*WHAT THE TASK ASKS*:
Gather all lines containing the string "this" and copy them out.

*INFORMATION PROVIDED*:
——

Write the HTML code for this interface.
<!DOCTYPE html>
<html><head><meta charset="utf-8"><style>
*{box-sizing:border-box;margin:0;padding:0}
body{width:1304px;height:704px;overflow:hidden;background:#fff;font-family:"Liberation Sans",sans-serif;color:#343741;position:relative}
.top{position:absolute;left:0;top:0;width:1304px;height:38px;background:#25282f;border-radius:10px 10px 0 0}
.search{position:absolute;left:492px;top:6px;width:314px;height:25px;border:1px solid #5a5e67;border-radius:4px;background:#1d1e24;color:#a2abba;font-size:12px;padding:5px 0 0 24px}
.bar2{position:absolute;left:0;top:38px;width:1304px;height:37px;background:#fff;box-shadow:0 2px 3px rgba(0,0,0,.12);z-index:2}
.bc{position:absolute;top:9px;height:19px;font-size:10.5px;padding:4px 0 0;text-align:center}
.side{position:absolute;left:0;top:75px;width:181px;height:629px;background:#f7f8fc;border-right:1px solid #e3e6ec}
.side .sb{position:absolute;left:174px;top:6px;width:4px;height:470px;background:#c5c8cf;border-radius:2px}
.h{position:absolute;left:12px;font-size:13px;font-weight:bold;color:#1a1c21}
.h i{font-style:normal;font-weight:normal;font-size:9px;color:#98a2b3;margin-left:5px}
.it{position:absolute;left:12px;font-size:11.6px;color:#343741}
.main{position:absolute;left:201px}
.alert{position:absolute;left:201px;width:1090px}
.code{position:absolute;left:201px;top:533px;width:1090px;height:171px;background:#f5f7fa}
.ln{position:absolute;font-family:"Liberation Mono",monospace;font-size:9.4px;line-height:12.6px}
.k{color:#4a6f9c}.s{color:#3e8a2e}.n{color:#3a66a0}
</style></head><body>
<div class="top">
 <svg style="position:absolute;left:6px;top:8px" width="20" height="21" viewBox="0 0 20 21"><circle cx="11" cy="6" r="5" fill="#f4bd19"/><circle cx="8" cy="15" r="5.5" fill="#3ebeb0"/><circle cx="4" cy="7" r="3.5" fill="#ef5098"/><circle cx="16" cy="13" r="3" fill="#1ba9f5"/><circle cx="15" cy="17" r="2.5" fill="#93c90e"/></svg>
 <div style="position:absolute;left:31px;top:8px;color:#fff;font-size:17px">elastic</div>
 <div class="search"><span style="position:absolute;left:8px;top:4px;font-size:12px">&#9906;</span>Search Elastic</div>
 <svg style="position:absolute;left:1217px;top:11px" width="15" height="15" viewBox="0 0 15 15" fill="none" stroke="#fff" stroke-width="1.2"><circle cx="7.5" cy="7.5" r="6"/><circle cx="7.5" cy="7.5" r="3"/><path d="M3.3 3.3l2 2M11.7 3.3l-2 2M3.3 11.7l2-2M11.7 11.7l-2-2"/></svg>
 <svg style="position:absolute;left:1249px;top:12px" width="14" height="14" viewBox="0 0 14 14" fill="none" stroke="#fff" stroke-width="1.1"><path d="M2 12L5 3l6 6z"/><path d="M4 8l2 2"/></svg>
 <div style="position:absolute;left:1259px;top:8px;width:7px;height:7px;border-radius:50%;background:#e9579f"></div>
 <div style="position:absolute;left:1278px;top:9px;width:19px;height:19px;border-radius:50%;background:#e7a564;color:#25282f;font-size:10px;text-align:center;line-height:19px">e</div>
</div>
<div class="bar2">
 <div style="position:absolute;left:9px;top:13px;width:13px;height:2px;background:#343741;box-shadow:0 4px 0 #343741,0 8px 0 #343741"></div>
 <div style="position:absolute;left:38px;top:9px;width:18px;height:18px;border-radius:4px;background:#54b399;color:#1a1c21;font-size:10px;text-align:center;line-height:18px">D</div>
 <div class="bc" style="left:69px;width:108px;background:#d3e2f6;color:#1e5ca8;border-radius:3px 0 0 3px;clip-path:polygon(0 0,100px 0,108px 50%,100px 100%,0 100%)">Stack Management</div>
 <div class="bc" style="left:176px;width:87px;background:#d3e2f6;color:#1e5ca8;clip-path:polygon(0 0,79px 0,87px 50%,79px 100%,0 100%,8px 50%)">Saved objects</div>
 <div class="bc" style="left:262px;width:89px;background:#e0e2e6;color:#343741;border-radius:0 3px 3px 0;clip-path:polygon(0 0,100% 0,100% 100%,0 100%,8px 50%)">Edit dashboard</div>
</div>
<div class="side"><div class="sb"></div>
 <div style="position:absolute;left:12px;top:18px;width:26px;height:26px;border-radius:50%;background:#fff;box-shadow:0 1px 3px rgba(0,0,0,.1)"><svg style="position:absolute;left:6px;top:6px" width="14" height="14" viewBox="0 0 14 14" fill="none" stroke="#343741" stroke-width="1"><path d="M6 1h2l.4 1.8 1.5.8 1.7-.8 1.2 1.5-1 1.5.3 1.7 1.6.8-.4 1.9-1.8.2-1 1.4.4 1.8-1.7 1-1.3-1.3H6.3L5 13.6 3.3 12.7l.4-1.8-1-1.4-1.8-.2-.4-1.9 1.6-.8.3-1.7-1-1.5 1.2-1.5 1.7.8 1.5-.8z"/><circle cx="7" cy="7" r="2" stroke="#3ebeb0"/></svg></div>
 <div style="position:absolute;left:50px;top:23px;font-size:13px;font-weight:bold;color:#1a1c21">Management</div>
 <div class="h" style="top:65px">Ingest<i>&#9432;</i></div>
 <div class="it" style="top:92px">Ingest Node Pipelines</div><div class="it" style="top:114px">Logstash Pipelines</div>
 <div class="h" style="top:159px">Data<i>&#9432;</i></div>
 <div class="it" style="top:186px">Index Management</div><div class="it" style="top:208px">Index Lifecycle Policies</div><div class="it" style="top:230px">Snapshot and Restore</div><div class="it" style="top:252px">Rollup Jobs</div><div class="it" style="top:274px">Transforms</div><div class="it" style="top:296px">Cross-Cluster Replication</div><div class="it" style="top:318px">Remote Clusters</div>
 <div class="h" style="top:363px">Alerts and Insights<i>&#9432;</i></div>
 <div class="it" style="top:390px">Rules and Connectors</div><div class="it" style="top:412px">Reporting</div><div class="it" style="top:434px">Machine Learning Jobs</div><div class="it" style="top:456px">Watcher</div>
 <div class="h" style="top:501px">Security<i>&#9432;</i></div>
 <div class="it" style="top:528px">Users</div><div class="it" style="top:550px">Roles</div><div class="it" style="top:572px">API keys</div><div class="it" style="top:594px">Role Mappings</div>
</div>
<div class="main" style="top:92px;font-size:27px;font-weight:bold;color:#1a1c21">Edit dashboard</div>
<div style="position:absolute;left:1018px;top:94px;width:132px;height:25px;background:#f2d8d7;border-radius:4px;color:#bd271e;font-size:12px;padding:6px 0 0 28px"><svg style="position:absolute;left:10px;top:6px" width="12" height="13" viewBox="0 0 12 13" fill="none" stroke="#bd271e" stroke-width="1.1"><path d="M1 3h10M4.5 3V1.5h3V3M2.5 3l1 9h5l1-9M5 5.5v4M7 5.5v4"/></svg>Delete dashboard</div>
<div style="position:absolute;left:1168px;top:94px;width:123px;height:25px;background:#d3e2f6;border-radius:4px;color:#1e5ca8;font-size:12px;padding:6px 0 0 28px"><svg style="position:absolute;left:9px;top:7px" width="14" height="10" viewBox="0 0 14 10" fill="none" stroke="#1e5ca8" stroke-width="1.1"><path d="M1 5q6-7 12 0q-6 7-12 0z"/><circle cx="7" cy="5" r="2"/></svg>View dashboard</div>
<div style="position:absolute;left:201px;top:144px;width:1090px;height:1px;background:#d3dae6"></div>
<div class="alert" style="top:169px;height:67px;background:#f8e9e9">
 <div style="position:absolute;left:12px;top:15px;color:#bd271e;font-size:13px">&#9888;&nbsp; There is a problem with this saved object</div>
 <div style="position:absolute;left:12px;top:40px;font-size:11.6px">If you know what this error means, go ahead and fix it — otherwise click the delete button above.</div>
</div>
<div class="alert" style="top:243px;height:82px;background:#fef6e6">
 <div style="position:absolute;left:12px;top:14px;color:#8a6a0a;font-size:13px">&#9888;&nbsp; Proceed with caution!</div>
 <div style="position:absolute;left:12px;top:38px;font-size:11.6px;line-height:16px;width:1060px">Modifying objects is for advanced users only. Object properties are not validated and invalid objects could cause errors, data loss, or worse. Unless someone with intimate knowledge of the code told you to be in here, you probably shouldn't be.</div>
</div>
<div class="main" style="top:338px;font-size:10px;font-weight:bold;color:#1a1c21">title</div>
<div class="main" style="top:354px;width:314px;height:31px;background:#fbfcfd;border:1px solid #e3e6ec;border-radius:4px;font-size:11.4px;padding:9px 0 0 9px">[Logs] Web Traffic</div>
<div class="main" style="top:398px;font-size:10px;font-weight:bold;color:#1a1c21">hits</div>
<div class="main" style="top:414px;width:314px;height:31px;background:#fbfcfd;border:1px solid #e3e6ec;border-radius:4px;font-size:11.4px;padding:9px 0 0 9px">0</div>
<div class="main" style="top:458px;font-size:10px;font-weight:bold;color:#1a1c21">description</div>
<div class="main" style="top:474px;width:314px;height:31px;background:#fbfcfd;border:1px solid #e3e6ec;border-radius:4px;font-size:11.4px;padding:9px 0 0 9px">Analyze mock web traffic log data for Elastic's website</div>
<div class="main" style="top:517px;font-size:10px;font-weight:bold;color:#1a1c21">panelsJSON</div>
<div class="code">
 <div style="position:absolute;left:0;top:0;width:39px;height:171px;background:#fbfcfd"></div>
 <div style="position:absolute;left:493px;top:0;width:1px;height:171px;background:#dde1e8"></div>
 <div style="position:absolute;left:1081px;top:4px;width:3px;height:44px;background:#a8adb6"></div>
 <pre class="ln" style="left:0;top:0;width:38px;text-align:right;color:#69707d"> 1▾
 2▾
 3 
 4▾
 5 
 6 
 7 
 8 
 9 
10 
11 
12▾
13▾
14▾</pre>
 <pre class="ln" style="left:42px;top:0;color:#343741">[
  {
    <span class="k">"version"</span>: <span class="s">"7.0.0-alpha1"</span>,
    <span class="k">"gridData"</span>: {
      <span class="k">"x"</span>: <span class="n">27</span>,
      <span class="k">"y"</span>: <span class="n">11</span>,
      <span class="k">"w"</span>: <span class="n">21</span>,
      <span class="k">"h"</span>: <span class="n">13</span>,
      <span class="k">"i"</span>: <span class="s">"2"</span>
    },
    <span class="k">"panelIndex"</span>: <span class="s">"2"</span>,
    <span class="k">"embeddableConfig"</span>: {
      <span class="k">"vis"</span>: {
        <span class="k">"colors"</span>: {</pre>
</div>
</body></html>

——

*TASK RESULT*:
Write the HTML code for this interface.
 <div style="position:absolute;left:12px;top:15px;color:#bd271e;font-size:13px">&#9888;&nbsp; There is a problem with this saved object</div>
 <div style="position:absolute;left:12px;top:40px;font-size:11.6px">If you know what this error means, go ahead and fix it — otherwise click the delete button above.</div>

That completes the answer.